| Given material |
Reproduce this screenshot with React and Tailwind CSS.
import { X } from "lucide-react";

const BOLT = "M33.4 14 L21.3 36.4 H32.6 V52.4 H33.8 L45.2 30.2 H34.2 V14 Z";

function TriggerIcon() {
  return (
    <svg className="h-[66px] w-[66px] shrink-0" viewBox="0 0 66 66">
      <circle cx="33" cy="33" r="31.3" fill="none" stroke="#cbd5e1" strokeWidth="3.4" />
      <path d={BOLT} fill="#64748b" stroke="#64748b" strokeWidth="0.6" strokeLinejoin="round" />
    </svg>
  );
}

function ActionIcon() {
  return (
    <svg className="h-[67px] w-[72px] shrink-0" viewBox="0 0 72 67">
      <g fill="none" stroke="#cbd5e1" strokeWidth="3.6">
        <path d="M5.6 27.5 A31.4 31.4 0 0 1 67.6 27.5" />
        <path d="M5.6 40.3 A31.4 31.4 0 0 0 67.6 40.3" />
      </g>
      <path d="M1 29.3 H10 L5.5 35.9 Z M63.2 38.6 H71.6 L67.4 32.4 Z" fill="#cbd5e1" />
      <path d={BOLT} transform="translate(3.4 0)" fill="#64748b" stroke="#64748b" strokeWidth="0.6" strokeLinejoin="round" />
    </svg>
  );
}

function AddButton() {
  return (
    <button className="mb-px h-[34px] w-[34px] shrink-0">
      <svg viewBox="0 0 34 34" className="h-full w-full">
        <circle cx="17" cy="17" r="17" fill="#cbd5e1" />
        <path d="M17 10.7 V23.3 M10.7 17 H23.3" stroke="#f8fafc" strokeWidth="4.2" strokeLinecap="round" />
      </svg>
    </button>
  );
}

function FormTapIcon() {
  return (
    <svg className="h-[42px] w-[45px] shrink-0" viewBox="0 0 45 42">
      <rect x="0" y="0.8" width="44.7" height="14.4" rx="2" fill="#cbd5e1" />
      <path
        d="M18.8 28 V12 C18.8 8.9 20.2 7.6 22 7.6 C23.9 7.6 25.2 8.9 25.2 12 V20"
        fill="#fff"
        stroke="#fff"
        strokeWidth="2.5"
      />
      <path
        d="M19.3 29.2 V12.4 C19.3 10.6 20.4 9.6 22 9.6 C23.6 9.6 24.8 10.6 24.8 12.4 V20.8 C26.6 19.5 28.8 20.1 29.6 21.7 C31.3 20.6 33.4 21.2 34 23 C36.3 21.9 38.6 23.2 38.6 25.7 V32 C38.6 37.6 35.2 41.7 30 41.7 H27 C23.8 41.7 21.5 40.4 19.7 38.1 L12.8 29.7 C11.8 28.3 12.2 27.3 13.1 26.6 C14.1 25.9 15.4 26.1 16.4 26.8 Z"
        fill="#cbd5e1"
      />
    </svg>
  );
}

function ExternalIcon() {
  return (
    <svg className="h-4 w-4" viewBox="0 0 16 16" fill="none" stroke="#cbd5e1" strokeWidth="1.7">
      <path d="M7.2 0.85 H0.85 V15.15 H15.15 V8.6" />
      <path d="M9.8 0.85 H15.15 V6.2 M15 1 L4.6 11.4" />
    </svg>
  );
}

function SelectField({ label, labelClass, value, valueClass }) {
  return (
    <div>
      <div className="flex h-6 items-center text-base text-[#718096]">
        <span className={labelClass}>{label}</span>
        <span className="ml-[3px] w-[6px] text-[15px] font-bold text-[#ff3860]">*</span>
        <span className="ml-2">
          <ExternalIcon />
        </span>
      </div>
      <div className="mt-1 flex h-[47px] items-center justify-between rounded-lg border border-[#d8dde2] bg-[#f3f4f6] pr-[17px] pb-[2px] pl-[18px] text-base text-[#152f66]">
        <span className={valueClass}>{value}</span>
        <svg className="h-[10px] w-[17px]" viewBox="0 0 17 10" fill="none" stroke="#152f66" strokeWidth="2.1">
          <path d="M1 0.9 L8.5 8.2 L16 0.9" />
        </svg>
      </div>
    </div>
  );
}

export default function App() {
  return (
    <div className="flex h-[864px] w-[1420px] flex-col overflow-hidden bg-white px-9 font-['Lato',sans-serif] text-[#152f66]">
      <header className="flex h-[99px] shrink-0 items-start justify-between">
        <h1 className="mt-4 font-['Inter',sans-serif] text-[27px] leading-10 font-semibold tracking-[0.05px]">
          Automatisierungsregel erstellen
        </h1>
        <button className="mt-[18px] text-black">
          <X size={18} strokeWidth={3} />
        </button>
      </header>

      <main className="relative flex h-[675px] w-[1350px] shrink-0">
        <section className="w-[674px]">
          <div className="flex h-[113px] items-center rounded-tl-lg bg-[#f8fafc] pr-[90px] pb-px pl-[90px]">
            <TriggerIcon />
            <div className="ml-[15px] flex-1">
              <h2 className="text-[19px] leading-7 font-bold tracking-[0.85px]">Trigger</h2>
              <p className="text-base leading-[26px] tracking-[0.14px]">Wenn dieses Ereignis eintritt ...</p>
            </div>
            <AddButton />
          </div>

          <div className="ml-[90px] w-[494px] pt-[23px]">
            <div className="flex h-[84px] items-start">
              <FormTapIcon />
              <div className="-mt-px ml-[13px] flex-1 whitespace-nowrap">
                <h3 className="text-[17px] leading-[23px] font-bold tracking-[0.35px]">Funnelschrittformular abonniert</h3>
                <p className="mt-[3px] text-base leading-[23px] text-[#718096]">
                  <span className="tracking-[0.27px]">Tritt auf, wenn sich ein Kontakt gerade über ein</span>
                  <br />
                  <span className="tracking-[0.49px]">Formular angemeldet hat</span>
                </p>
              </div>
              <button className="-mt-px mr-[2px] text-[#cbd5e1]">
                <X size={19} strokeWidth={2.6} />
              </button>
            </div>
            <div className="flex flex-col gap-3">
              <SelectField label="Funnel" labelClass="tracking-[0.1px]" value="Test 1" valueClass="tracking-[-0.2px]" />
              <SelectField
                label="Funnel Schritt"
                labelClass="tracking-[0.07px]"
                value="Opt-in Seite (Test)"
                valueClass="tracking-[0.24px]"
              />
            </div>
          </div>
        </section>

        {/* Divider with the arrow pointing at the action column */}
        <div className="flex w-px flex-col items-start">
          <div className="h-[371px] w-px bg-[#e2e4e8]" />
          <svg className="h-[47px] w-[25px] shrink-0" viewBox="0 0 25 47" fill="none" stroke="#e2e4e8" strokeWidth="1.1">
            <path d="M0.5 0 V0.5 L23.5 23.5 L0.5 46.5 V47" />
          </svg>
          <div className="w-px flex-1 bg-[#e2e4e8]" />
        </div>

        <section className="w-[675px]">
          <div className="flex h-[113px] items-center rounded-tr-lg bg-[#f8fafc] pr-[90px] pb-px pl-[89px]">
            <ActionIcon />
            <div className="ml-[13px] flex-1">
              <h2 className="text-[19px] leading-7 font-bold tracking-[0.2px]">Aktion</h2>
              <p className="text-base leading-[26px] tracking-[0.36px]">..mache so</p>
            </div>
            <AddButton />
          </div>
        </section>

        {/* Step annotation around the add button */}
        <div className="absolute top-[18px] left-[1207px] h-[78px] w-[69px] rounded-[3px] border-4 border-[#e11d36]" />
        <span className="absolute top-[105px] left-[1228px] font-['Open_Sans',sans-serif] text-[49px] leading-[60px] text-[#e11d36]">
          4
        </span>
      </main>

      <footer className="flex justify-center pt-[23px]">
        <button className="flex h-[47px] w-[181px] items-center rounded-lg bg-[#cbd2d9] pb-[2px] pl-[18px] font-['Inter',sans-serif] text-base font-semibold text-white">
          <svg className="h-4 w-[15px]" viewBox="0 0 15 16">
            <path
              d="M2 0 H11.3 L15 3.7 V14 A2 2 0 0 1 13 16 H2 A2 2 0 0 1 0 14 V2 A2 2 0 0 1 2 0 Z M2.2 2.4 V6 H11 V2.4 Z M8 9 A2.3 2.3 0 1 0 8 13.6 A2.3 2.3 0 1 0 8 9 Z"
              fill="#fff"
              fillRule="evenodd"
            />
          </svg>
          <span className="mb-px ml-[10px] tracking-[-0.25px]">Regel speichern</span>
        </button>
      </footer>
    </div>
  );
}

| Exercise |
Everything from the first line of the data through the line containing "14 L21.3 36.4" should be echoed exactly. Add nothing.

| Answer for the task |
Reproduce this screenshot with React and Tailwind CSS.
import { X } from "lucide-react";

const BOLT = "M33.4 14 L21.3 36.4 H32.6 V52.4 H33.8 L45.2 30.2 H34.2 V14 Z";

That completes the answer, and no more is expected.